Introduction
I'm travelling through Africa using my home-build expedition truck. I wanted to publish a diary about that. For that I use the Mambo Content
Management System (CMS). The trouble with Mambo, and for example WordPress, is that to publish articles, one has to use the rather clumsy publishing interface
that those software projects offer. Especially when images must be included in the text, it starts to be very labor intensive.
There are other drawbacks, but this is not about complaining over other projects, let's focus on a solution.
What I wanted is using MS-Word documents as the base for articles that are published using the Mambo CMS.
This has the following advantages:
- Use of the MS-Word spell checker and thesaurus.
- Images can be modified in MS-Word: cropped, scaled, rotated, brightness and contrast control, and much more.
- Documents can be used for multiple purposes, for example, they can also be printed.
- Easy backup of the source of the web-site.
Also, because most of the time I don't have internet access, I have to work offline. Therefore I have an exact copy of the
website running locally. Articles that are meant to be published are first loaded on the local system and then have to be
exported, transported to the hosted site, and then imported. It would be possible to create an import file directly without using
a local installment, but I preferred to have a local preview. So what is the working schedule:
- Create an MS-Word document with article text, including images.
- Save the MS-Word document as a "Filtered HTML" file.
- This software (Text2Mambo) parses that HTML and injects the text into the local Mambo system, and images are copied
into the correct localhost location and the image paths are changed accordingly.
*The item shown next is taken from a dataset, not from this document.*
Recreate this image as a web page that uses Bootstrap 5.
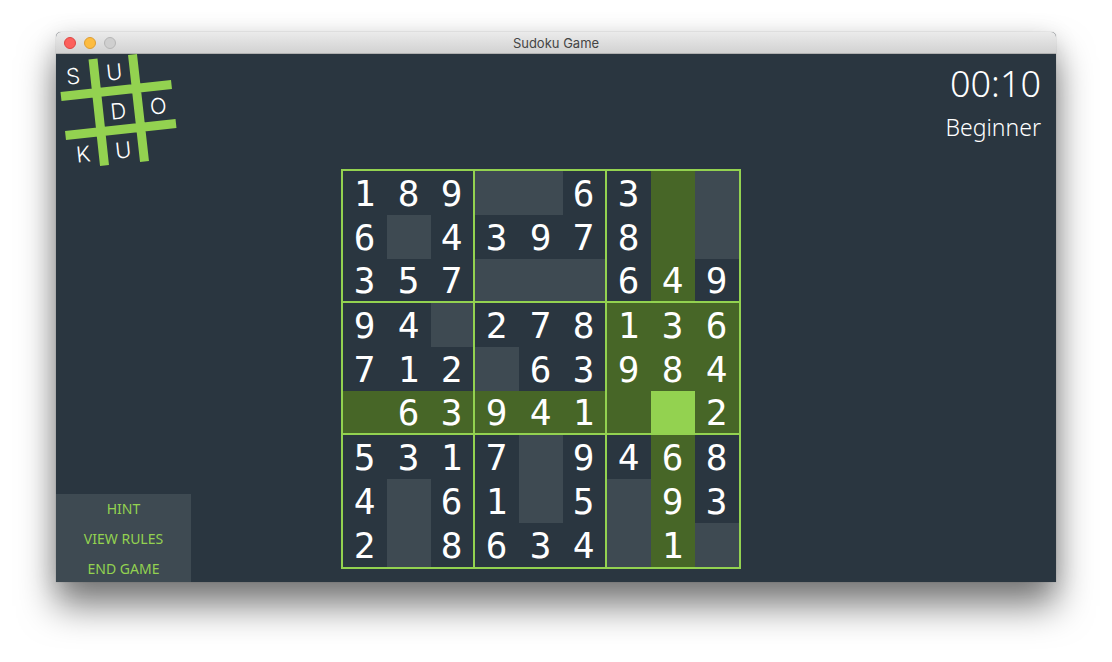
<!DOCTYPE html>
<html lang="en">
<head>
<meta charset="utf-8">
<meta name="viewport" content="width=device-width, initial-scale=1">
<title>Sudoku Game</title>
<link href="https://cdn.jsdelivr.net/npm/bootstrap@5.3.0/dist/css/bootstrap.min.css" rel="stylesheet">
<style>
:root { --ink: #2a3640; --slot: #3e4a52; --peer: #476627; --lime: #93d250; }
body { padding: 32px 56px 80px; background: #fff; }
.app-window {
  background: var(--ink);
  border-radius: 5px 5px 0 0;
  box-shadow: 0 0 1px rgba(0,0,0,.45), 0 24px 36px rgba(0,0,0,.5), 0 4px 24px rgba(0,0,0,.12);
}
.title-bar {
  height: 22px;
  background: linear-gradient(#ebebeb, #d2d2d2);
  border-bottom: 1px solid #b0b0b0;
  border-radius: 5px 5px 0 0;
  font: 13px/21px Inter, sans-serif;
  color: #454545;
}
.lights { width: 60px; gap: 8px; padding-left: 8px; }
.light { width: 12px; height: 12px; padding: 0; border: 1px solid; border-radius: 50%; }
.light-close { background: #fc605c; border-color: #de4643; }
.light-min { background: #fdbc40; border-color: #dd9d33; }
.light-zoom { background: #cfcfcf; border-color: #b6b6b6; }
.title-text { padding-top: 2px; }
.game-head { height: 115px; }
.status { padding: 8px 15px; color: #fff; font-family: "Noto Sans", sans-serif; font-weight: 300; }
.clock { font-size: 36px; line-height: 44px; }
.level { font-size: 23px; line-height: 42px; }
.side { width: 135px; }
.side-menu { background: var(--slot); gap: 2px; }
.side-menu button {
  height: 28px; padding: 0; border: 0; background: none; color: var(--lime);
  font: 14px/30px "Noto Sans", sans-serif;
}
.side-balance { width: 165px; }
.board { border: 2px solid var(--lime); border-collapse: separate; border-spacing: 0; table-layout: fixed; width: 400px; height: 400px; }
.board td {
  width: 44px; height: 44px; padding: 2px 1px 0 0; text-align: center; vertical-align: middle;
  color: #fff; font: 36px/40px "DejaVu Sans Mono", monospace;
}
.board td:nth-child(3n):not(:last-child) { border-right: 2px solid var(--lime); }
.board tr:nth-child(3n):not(:last-child) td { border-bottom: 2px solid var(--lime); }
.board input { display: block; width: 100%; height: 40px; padding: 0; border: 0; outline: 0; background: none; color: #fff; text-align: center; font: inherit; }
.board .slot { background: var(--slot); }
.board .peer { background: var(--peer); }
.board .chosen { background: var(--lime); }
</style>
</head>
<body class="min-vh-100 d-flex flex-column">
<div class="app-window flex-grow-1 d-flex flex-column">
  <header class="title-bar d-flex align-items-center">
    <div class="lights d-flex">
      <button type="button" class="light light-close" aria-label="Close"></button>
      <button type="button" class="light light-min" aria-label="Minimize"></button>
      <button type="button" class="light light-zoom" aria-label="Zoom" disabled></button>
    </div>
    <div class="title-text flex-grow-1 text-center">Sudoku Game</div>
    <div class="lights"></div>
  </header>
  <div class="game-head d-flex justify-content-between">
    <svg width="125" height="115" viewBox="0 0 125 115" role="img" aria-label="Sudoku logo">
      <g stroke="#93d250" stroke-width="9">
        <path d="M37 5L48.500 111.500M76.500 .5L88.500 107.500M5 42.500L115.500 30.500M9.500 81.500L120 69.500"/>
      </g>
      <g fill="#fff" font-family="Inter, sans-serif" font-weight="300" font-size="22" text-anchor="middle">
        <text transform="translate(18 30) rotate(-6)">S</text>
        <text transform="translate(59 26) rotate(-6)">U</text>
        <text transform="translate(63 65) rotate(-6)">D</text>
        <text transform="translate(103 60) rotate(-6)">O</text>
        <text transform="translate(28 108) rotate(-6)">K</text>
        <text transform="translate(68 104) rotate(-6)">U</text>
      </g>
    </svg>
    <div class="status text-end">
      <div class="clock">00:10</div>
      <div class="level">Beginner</div>
    </div>
  </div>
  <main class="flex-grow-1 d-flex">
    <nav class="side d-flex flex-column justify-content-end" aria-label="Game">
      <div class="side-menu d-flex flex-column">
        <button type="button">HINT</button>
        <button type="button">VIEW RULES</button>
        <button type="button">END GAME</button>
      </div>
    </nav>
    <div class="flex-grow-1 d-flex justify-content-center align-items-start">
      <table class="board"><tbody id="cells"></tbody></table>
    </div>
    <div class="side-balance"></div>
  </main>
</div>
<script src="https://cdn.jsdelivr.net/npm/bootstrap@5.3.0/dist/js/bootstrap.bundle.min.js"></script>
<script>
const rows = [
  "189..63..", "6.43978..", "357...649",
  "94.278136", "712.63984", ".63941..2",
  "5317.9468", "4.61.5.93", "2.8634.1."
];
const chosen = { r: 5, c: 7 };
const box = (r, c) => Math.floor(r / 3) * 3 + Math.floor(c / 3);
const body = document.getElementById("cells");
rows.forEach((line, r) => {
  const tr = body.insertRow();
  [...line].forEach((ch, c) => {
    const td = tr.insertCell();
    if (r === chosen.r && c === chosen.c) td.className = "chosen";
    else if (r === chosen.r || c === chosen.c || box(r, c) === box(chosen.r, chosen.c)) td.className = "peer";
    else if (ch === ".") td.className = "slot";
    if (ch === ".") {
      const input = document.createElement("input");
      input.type = "text";
      input.maxLength = 1;
      input.setAttribute("aria-label", `Row ${r + 1}, column ${c + 1}`);
      td.append(input);
    } else td.textContent = ch;
  });
});
</script>
</body>
</html>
- The localhost text is reviewed
- A selected part of the Mambo system (the part that we just added or edited) is exported to an XML file.
- The XML file is FTP'ed to the remote hosted site including the images that belong to that part of the text.
- The XML file is imported at the remote site.
All of these tasks except the first two and the last are done by Text2Mambo. The first you must do yourself;
for the second task, I created an MS-Word macro that is included in the downloads, and for the last task, I made a PHP import script, which is also provided as a download.
But to be able to inject text into a Mambo system, there are some requirements on the text.
Mambo requirements
Articles for Mambo have to have the following minimum characteristics:
- A title
- An author (this must be a registered user on the Mambo system)
- A section
- A category
- A created date
There are additional characteristics:
- Modified date, initially the same as the created date; after that it is set to the current date/time when the text is processed by Text2Mambo. The modified ID is not set in any way.
- Title alias, Text2Mambo makes this the same as the title.
- Expire date. Text2Mambo doesn't implement this, articles never expire. But can easily be programmed into Text2Mambo.
- There is a toggle that makes an article a front page article or not.
- Version number is set to 1 and never changes. To use this, Text2Mambo must be changed, together with updating the Modified date.
- Ordering. Is determined using the publishing date.
Text2Mambo (the project name) has two systems to assign characteristics to articles:
- The default options (author, section, and category) that are selected in the
MamboCtrl
interface. - The possibility to supply the info in an article title (titles are indicated by the
h2
style). An article title can look like this:
Driving through Africa[a:John Janssen][c:Side stories][d:June 12, 2011][fp:yes]
This means the following:
- Article title: "Driving through Africa".
- Author: John Janssen.
- Category: Side stories (the corresponding section is automatically found).
- Publishing date: June 12, 2011.
- The article is put on the front page.
A full description of the possibilities with article headers is described in the accompanying manual.
Database
Mambo runs using MySQL as a database. Text2Mambo injects text into a localhost database. Access to the hosted MySQL database
from a remote station is mostly blocked due to security concerns. To compile the code, we must install the MySQL .NET connector, which is not included in the source download.
Look at the MySQL download site for the correct download.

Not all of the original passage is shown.